“I am very, very sorry for the terrible distress that I have caused you. I am very, very sorry…”
Plot: Fledgling writer Briony Tallis, as a 13-year-old, irrevocably changes the course of several lives when she accuses her older sister’s lover of a crime he did not commit. Based on the British romance novel by Ian McEwan.
I enjoyed Atonement. I had no idea what the storyline was even about, and going in blind is always entertaining. It has a heartbreaking story and ending, and you can’t help feeling like crap because you’ve had a much better life than anyone involved in there.
The characters had real depth and the actors were well able to keep you dedicated to watching the movie to the end. I was really excited to see Benedict Cumberbatch around and he is as great as always, although his character was reprehensible. I also got to see some more James McAvoy, and I am currently a huge fan of him after watching Days of Future Past. He is fascinating and lives himself into a character completely. He was so sweet and happy and got up to such ridiculous things – I knew his letter writing exercise would blow up in his face in the end and it did quite entertainingly.

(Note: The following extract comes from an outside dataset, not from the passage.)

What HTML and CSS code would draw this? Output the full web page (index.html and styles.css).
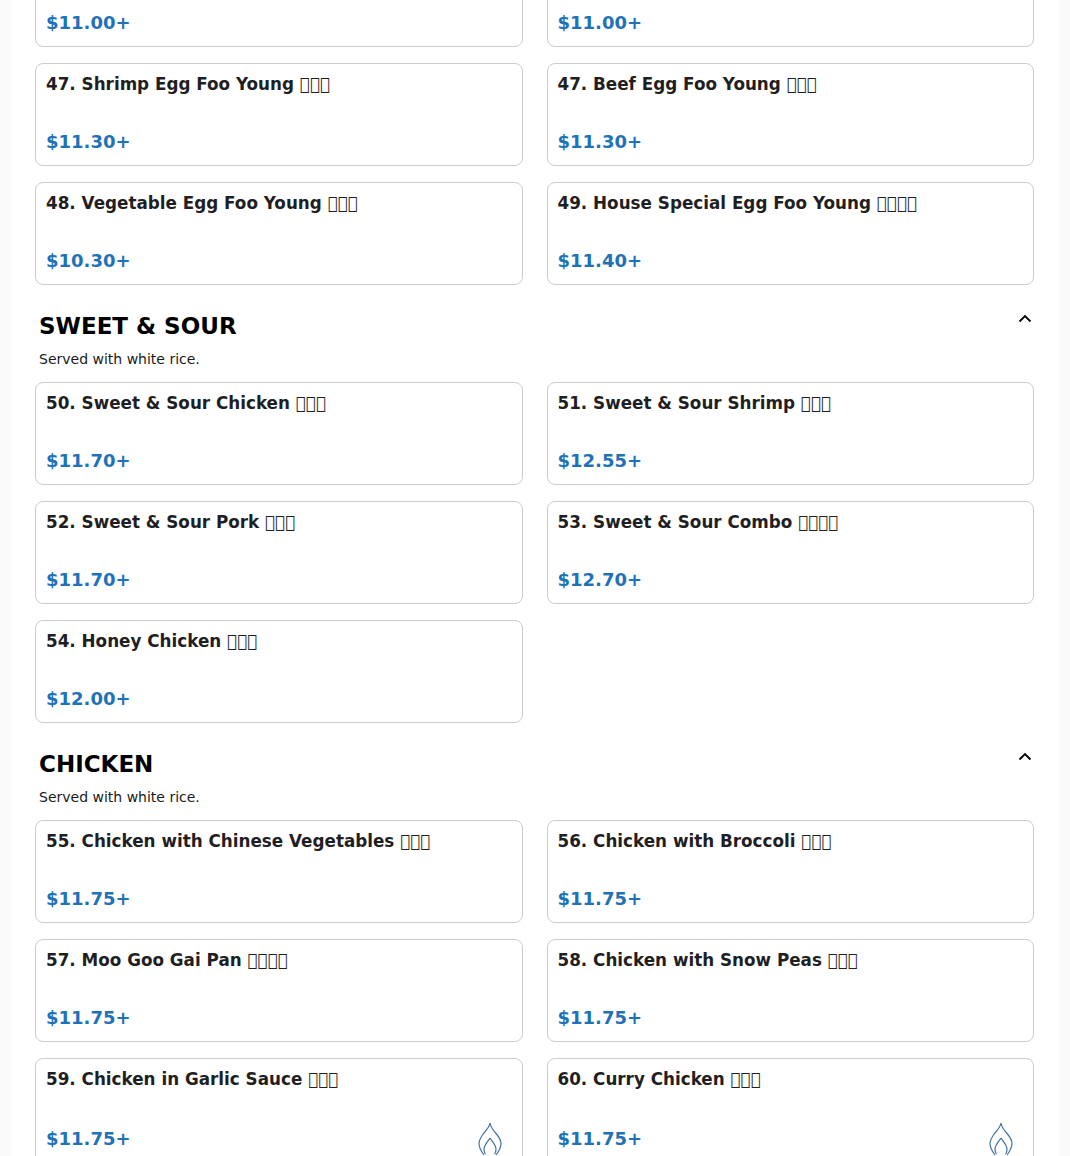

Kiera Knightley plays a character that you eventually just feel sorry for – she lost what she had just found and could never really get on with her life after that. She was first the girl who loved someone beneath her class, then the second she made peace with her feelings it was taken away from her so badly, and her life turned out in a way that she never would have guessed.
James McAvoy as the male lead in Atonement had me fangirling again. I discovered him only last year when I watched X-men: Days of Future Past, and right now the man can do no wrong in my eyes. He is an incomparable actor with great talent and he really makes you understand the depth of who he portrays. It was wonderful seeing him in a role where he is a straight laced guy – his roles are often of incredibly broken men (not that his character had it any easier in here than he had as Professor X)
Saoirse Ronan as a little girl was an amazing actress. She very nearly stole the show because she makes you understand that she is a sensitive, inquisitive young girl. I was so mad at what she did because I fully believe that it is not something a man can ever outlive, but then eventually had to sympathize with her because she acknowledged she was very young and had no idea what the consequences of her incorrect evidence would have.
The interesting chronological order of Atonement made you pay attention. Most movies follow the expected formula of moving forward. I enjoyed Atonement because you were taken back in time frequently and could not know when it would happen.
The movie is masterfully directed to make you fully understand the tragic lives of all the people who suffered from Briony’s horrific mistakes. Even when Briony realizes she was wrong, which is pretty much immediately, the damage is done and she has caused a great deal of people in her life incredible amounts of pain and injustice.
Atonement is a strong and poignant movie with excellent directing, and it carries a message of great importance – to be 110% sure before you accuse someone for an unforgivable crime, because you are never ruining only one life in the process.